3. Prioritise Signal Over Noise
Tune automation to prioritise based on context—asset value, public exposure, exploitability. Group alerts, suppress false positives, and escalate based on risk. Give developers clear, actionable insights, not endless warnings.
4. Define Shared Metrics for Success
Agree on key performance indicators that reflect joint outcomes. These might include MTTR, percentage of releases passing security checks, or time saved through automation. Share dashboards so everyone sees the same picture.
5. Educate and Empower Teams
Offer regular training on secure coding, threat modelling, and pipeline security. Provide learning resources within the tools developers use. Empower teams to make secure decisions without always deferring to security specialists.
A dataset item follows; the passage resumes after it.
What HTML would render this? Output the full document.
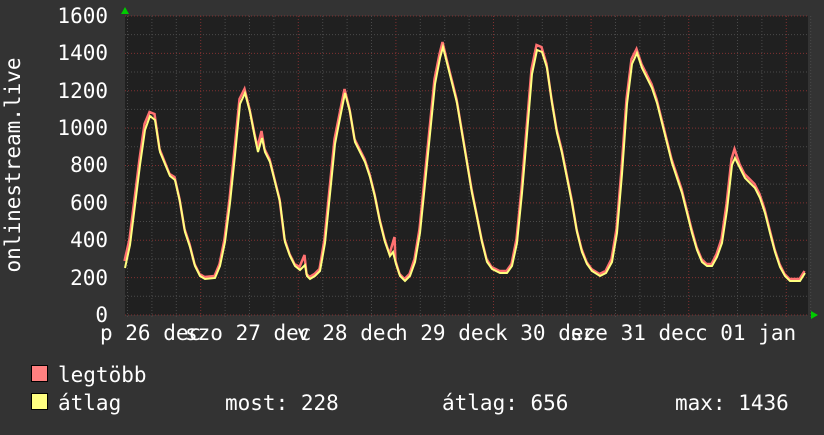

6. Make Security Part of Agile Delivery
Treat security as a quality issue, not a hurdle. Include security tasks in backlog grooming. Write user stories that cover both features and risk scenarios. Ensure the definition of “done” includes security verification.
Turning DevSecOps Into a Competitive Advantage
When implemented thoughtfully, DevSecOps becomes more than a framework. It becomes a culture. A way of working where security is everyone’s job and no one’s roadblock. A practice where code moves swiftly—and safely—from development to deployment.
Leading organisations have shown that this is not only possible—it’s practical. With the right leadership, metrics, and mindset, DevSecOps accelerates innovation, reduces costs, and improves customer trust. Fewer breaches. Faster releases. Better software.
The journey requires discipline, collaboration, and reflection. But the rewards are well worth it.
A Final Thought
If your DevSecOps initiative is underperforming, don’t assume the framework has failed. Look at where misalignment is occurring. Examine whether teams are supported, whether tooling is unified, and whether outcomes are measured in the right way.
DevSecOps fails when it's fragmented, reactive, and misunderstood. It succeeds when it becomes an embedded, transparent, and empowering force for continuous delivery—and continuous protection.
Turn the pitfalls into foundations. Let DevSecOps be your catalyst—not your compromise.